Skeuomorph
|
Skeuomorph is a term used in the history of design and also in other fields including archaeology. It refers to a derivative object which retains now useless design elements which were necessarily present in the original. Skeuomorphs may be employed to add an air of authenticity and/or antiquity. It derives from the Greek words for 'vessel' and 'shape'.
Historically, high status items, such as metal tableware, were often recreated for the mass market using pottery which was a cheaper material. In certain cases, efforts were made to recreate the rivets in the metal originals by adding pellets of clay to the pottery version for example. The mortice and tenon joints present in the trilithons of Stonehenge may be examples of skeuomorphs, derived from earlier timber structures.
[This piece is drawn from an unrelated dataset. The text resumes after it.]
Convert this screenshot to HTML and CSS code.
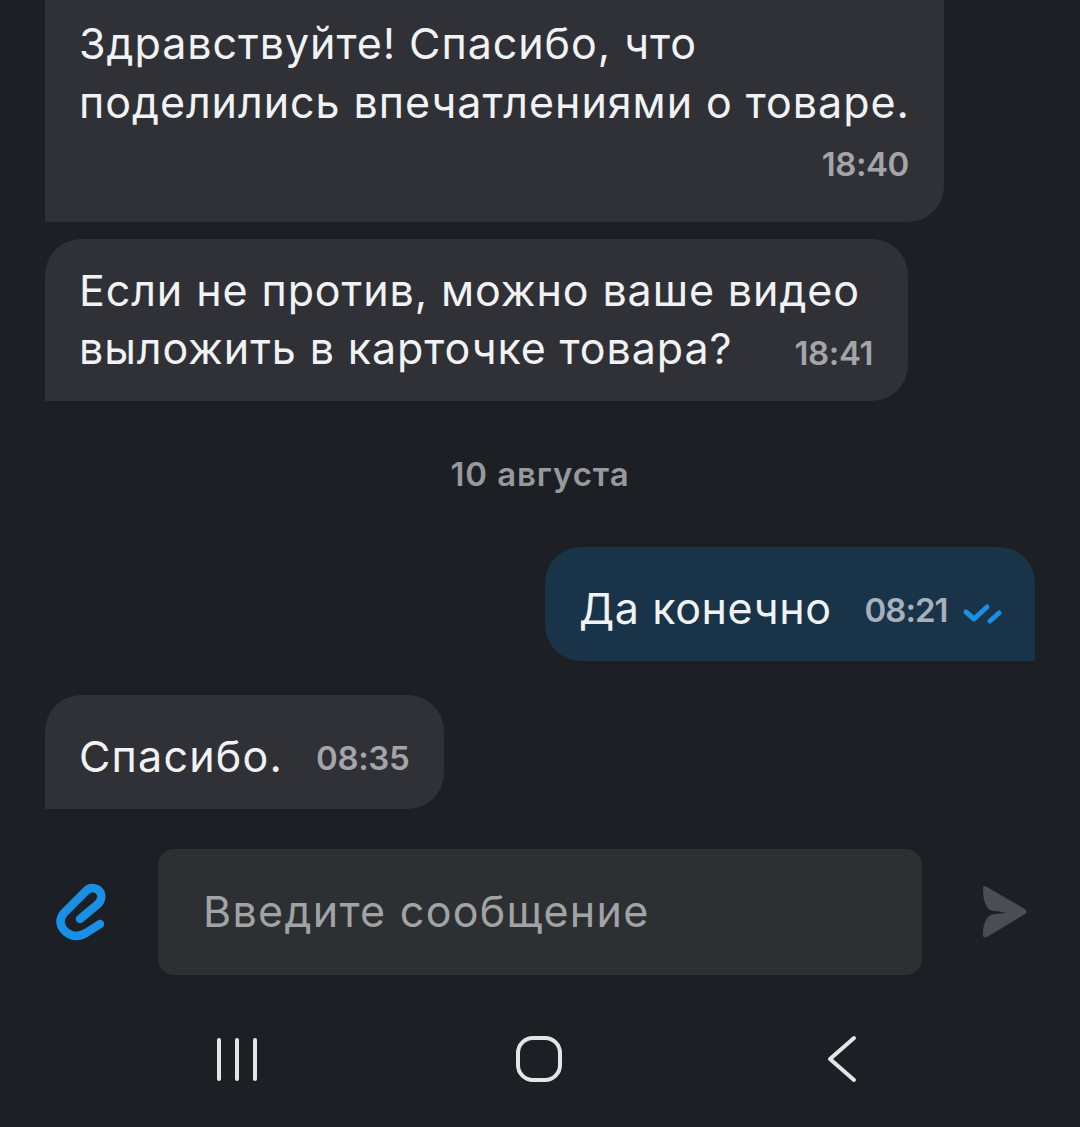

In the modern era, cheaper plastic items often attempt to mimic more expensive wooden and metal products though they are only skeuomorphic if they include genuinely non-functional elements. Examples include the authentic-looking brass rivet caps on jeans which cover the functional steel rivet beneath or indeed the watch pocket present on the jeans.
A good example of a skeuomorph is the QWERTY keyboard which first appeared on the type-writer in 1873. The layout was designed so that frequently used pairs of letters were separated in an attempt to stop the typebars from intertwining and becoming stuck, thus forcing the typist to manually unstick the typebars and also frequently blotting the document. The QWERTY layout is still used today on computer keyboards despite being functionally redundant as there are no mechanics within a computer to get stuck.
It has been argued that toenails and the human appendix are examples of natural skeuomorphs.